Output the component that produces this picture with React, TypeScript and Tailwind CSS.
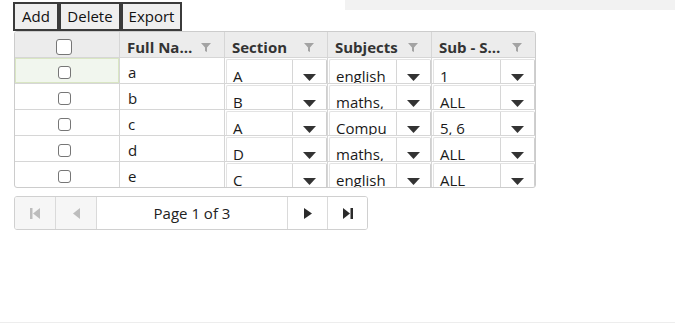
import type { ReactNode } from 'react'

type Row = {
  name: string
  section: string
  subjects: string
  sub: string
}

const rows: Row[] = [
  { name: 'a', section: 'A', subjects: 'english', sub: '1' },
  { name: 'b', section: 'B', subjects: 'maths,', sub: 'ALL' },
  { name: 'c', section: 'A', subjects: 'Compu', sub: '5, 6' },
  { name: 'd', section: 'D', subjects: 'maths,', sub: 'ALL' },
  { name: 'e', section: 'C', subjects: 'english', sub: 'ALL' },
]

const cols = 'grid grid-cols-[104px_105px_103px_104px_104px]'

function FilterIcon() {
  return (
    <svg width="10" height="9" viewBox="0 0 10 9" className="shrink-0">
      <polygon points="0,0 10,0 6,4.5 6,9 4,8 4,4.5" fill="#a3a3a3" />
    </svg>
  )
}

function HeaderCell({ label }: { label: string }) {
  return (
    <div className="flex items-center gap-1 border-l border-[#d6d6d6] pl-[7px] pr-[13px] pt-[4px]">
      <span className="flex-1 truncate font-bold text-[15px] text-[#333]">{label}</span>
      <FilterIcon />
    </div>
  )
}

function SelectCell({ value }: { value: string }) {
  return (
    <div className="h-[25px] overflow-hidden border-l border-[#d6d6d6] pl-[1px] pt-[1px]">
      <div className="flex h-[34px] rounded-[2px] border border-[#cfcfcf] border-l-[#e3e3e3] border-t-[#e3e3e3]">
        <span className="flex-1 overflow-hidden whitespace-nowrap pl-[6px] pt-[6px] text-[15px] leading-[20px] text-[#1a1a1a]">
          {value}
        </span>
        <span className="flex w-[34px] justify-center border-l border-[#d6d6d6] pt-[14px]">
          <svg width="13" height="7" viewBox="0 0 13 7">
            <polygon points="0,0 13,0 6.5,7" fill="#333" />
          </svg>
        </span>
      </div>
    </div>
  )
}

function Checkbox({ big }: { big?: boolean }) {
  return (
    <span
      className={`block rounded-[3px] border border-[#767676] bg-white ${big ? 'h-[16px] w-[16px]' : 'h-[13px] w-[13px]'}`}
    />
  )
}

function PagerBtn({ children, w, disabled }: { children: ReactNode; w: string; disabled?: boolean }) {
  return (
    <div
      className={`flex items-center justify-center border-l border-[#dadada] first:border-l-0 ${w} ${disabled ? 'bg-[#f6f6f6]' : 'bg-white'}`}
    >
      {children}
    </div>
  )
}

export default function App() {
  return (
    <div
      className="flex h-[323px] w-[675px] flex-col border-b border-[#ededed] bg-white text-[14px] text-[#1a1a1a]"
      style={{ fontFamily: '"Open Sans", "Noto Sans", sans-serif' }}
    >
      <div className="flex items-start">
        <div className="ml-[13px] mt-[2px] flex">
          {['Add', 'Delete', 'Export'].map((label, i) => (
            <button
              key={label}
              type="button"
              className={`h-[29px] border-2 border-[#3b3b3b] bg-[#efefef] text-[15px] leading-[25px] text-[#111] ${
                i === 0 ? 'w-[46px]' : i === 1 ? 'w-[62px]' : 'w-[61px]'
              }`}
            >
              {label}
            </button>
          ))}
        </div>
        <div className="ml-auto h-[10px] w-[330px] bg-[#f2f2f2]" />
      </div>

      <div className="ml-[14px] w-[522px] overflow-hidden rounded-[3px] border border-[#cccccc]">
        <div className={`${cols} h-[25px] bg-[#ececec]`}>
          <div className="flex items-center justify-center pr-[6px] pt-[3px]">
            <Checkbox big />
          </div>
          <HeaderCell label="Full Name" />
          <HeaderCell label="Section" />
          <HeaderCell label="Subjects" />
          <HeaderCell label="Sub - Subjects" />
        </div>
        {rows.map((row, idx) => (
          <div key={row.name} className={`${cols} h-[26px] border-t border-[#d6d6d6]`}>
            <div
              className={`flex items-center justify-center pr-[6px] pt-[3px] ${
                idx === 0 ? 'border border-[#d9e6c3] bg-[#f1f6ee]' : ''
              }`}
            >
              <Checkbox />
            </div>
            <div className="border-l border-[#d6d6d6] pl-[8px] pt-[4px] text-[15px] leading-[20px]">
              {row.name}
            </div>
            <SelectCell value={row.section} />
            <SelectCell value={row.subjects} />
            <SelectCell value={row.sub} />
          </div>
        ))}
      </div>

      <div className="ml-[14px] mt-[8px] flex h-[34px] w-[354px] overflow-hidden rounded-[3px] border border-[#d0d0d0]">
        <PagerBtn w="w-[40px]" disabled>
          <svg width="10" height="11" viewBox="0 0 10 11">
            <rect x="0" y="0" width="2.5" height="11" fill="#bdbdbd" />
            <polygon points="10,0 10,11 3,5.5" fill="#bdbdbd" />
          </svg>
        </PagerBtn>
        <PagerBtn w="w-[41px]" disabled>
          <svg width="7" height="11" viewBox="0 0 7 11">
            <polygon points="7,0 7,11 0,5.5" fill="#bdbdbd" />
          </svg>
        </PagerBtn>
        <PagerBtn w="w-[191px]">
          <span className="text-[15px] text-[#222]">Page 1 of 3</span>
        </PagerBtn>
        <PagerBtn w="w-[40px]">
          <svg width="8" height="11" viewBox="0 0 8 11">
            <polygon points="0,0 0,11 8,5.5" fill="#2b2b2b" />
          </svg>
        </PagerBtn>
        <PagerBtn w="flex-1">
          <svg width="10" height="11" viewBox="0 0 10 11">
            <polygon points="0,0 0,11 7,5.5" fill="#2b2b2b" />
            <rect x="7.5" y="0" width="2.5" height="11" fill="#2b2b2b" />
          </svg>
        </PagerBtn>
      </div>
    </div>
  )
}
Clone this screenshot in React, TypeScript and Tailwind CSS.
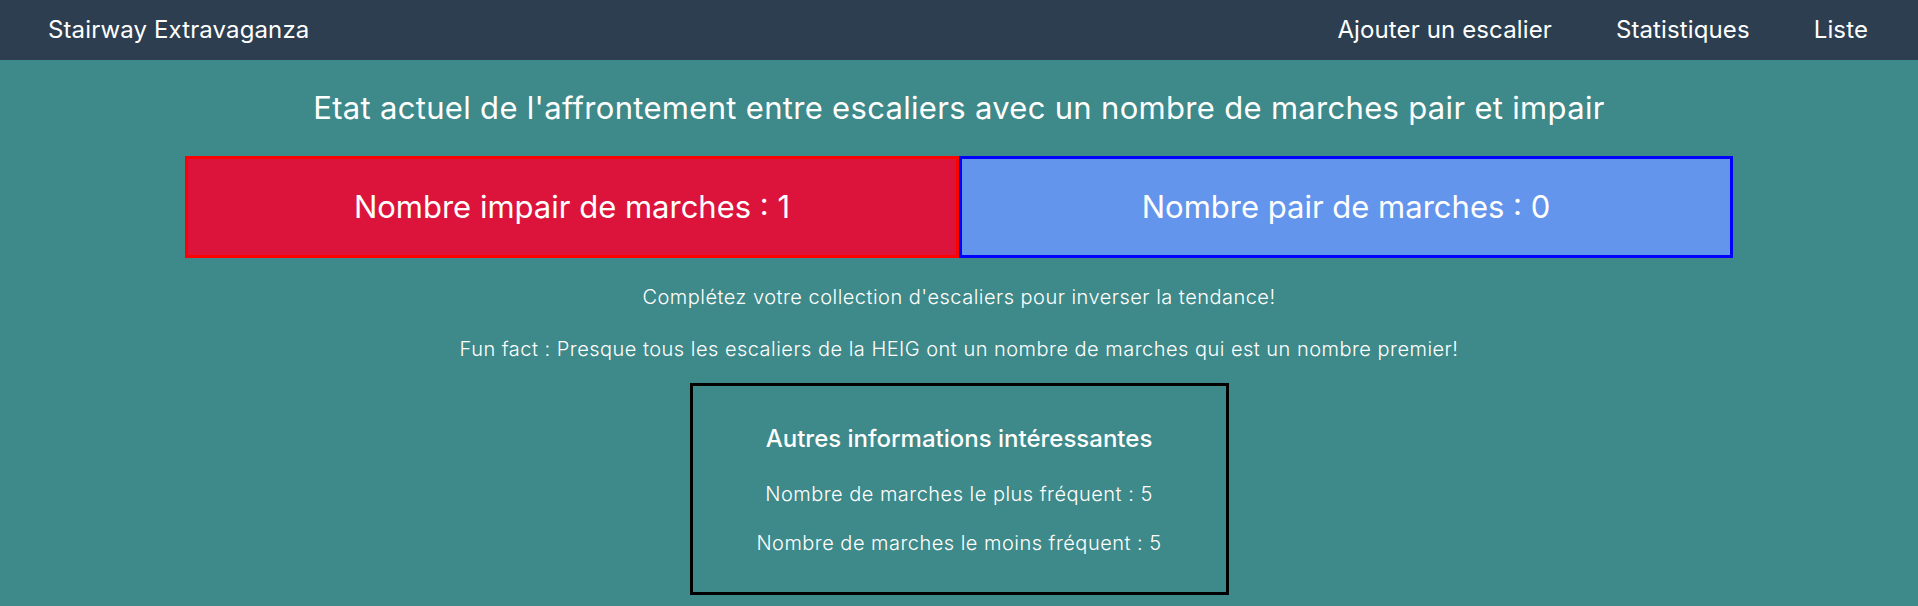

_ _ _ _ _ _ _

● **Task brief**
Repeat exactly the lines from the first line of the records above through the line containing "const cols = 'grid", both included. Leave out the pictures.

● **Answer below**
Output the component that produces this picture with React, TypeScript and Tailwind CSS.
import type { ReactNode } from 'react'

type Row = {
  name: string
  section: string
  subjects: string
  sub: string
}

const rows: Row[] = [
  { name: 'a', section: 'A', subjects: 'english', sub: '1' },
  { name: 'b', section: 'B', subjects: 'maths,', sub: 'ALL' },
  { name: 'c', section: 'A', subjects: 'Compu', sub: '5, 6' },
  { name: 'd', section: 'D', subjects: 'maths,', sub: 'ALL' },
  { name: 'e', section: 'C', subjects: 'english', sub: 'ALL' },
]

const cols = 'grid grid-cols-[104px_105px_103px_104px_104px]'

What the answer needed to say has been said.